** begin Source data **

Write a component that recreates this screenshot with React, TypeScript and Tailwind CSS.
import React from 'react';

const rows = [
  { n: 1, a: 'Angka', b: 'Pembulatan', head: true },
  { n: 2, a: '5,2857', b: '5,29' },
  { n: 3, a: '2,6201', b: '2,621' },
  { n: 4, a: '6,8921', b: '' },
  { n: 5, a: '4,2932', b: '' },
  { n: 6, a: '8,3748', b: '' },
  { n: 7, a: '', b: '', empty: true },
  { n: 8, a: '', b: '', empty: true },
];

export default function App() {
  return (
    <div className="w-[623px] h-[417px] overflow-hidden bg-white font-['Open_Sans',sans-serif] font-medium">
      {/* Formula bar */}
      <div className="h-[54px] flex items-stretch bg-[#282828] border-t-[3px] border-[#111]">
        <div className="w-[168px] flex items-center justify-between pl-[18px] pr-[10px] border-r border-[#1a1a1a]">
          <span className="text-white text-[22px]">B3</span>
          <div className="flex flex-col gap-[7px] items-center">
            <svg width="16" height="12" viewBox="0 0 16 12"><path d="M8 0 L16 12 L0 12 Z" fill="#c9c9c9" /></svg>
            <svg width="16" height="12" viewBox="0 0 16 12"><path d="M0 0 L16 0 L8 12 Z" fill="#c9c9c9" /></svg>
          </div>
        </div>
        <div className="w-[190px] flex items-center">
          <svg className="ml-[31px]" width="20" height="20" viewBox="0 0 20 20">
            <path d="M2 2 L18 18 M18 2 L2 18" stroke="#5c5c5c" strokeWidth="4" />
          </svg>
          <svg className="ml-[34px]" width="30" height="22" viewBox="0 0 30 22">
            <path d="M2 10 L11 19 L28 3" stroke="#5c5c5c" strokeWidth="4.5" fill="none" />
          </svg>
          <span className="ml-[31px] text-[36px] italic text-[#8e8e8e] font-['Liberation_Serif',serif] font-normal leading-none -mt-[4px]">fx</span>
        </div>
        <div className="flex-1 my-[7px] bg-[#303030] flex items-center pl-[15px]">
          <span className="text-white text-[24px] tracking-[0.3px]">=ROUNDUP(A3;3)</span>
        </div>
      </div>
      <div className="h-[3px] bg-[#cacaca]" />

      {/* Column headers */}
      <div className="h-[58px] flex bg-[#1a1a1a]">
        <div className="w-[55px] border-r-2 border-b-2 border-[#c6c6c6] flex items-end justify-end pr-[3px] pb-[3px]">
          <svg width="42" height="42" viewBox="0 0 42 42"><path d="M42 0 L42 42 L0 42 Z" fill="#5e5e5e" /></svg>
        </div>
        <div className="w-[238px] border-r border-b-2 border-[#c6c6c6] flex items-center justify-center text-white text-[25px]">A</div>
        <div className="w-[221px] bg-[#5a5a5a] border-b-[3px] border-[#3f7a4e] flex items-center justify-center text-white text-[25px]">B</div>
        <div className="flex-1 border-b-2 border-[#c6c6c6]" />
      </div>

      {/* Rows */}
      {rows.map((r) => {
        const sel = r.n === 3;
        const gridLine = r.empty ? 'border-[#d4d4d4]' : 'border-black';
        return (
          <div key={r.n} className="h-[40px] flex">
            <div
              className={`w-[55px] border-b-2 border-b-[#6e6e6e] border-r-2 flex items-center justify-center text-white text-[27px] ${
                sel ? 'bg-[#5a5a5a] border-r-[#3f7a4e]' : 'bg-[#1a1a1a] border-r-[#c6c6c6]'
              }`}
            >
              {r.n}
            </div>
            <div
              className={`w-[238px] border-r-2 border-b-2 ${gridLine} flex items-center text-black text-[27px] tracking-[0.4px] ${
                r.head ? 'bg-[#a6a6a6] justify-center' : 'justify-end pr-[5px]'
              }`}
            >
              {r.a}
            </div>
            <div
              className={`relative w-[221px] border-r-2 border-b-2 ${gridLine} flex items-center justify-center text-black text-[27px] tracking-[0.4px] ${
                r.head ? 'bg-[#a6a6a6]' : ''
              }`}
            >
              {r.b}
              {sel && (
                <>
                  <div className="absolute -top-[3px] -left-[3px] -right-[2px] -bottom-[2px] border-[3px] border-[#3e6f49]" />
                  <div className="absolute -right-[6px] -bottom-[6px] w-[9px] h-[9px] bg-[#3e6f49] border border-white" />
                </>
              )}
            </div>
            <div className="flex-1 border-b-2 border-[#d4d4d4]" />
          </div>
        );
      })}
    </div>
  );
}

** end Source data **

Whenever "React" turns up in a line, pick that line out.

Response:
Write a component that recreates this screenshot with React, TypeScript and Tailwind CSS.
import React from 'react';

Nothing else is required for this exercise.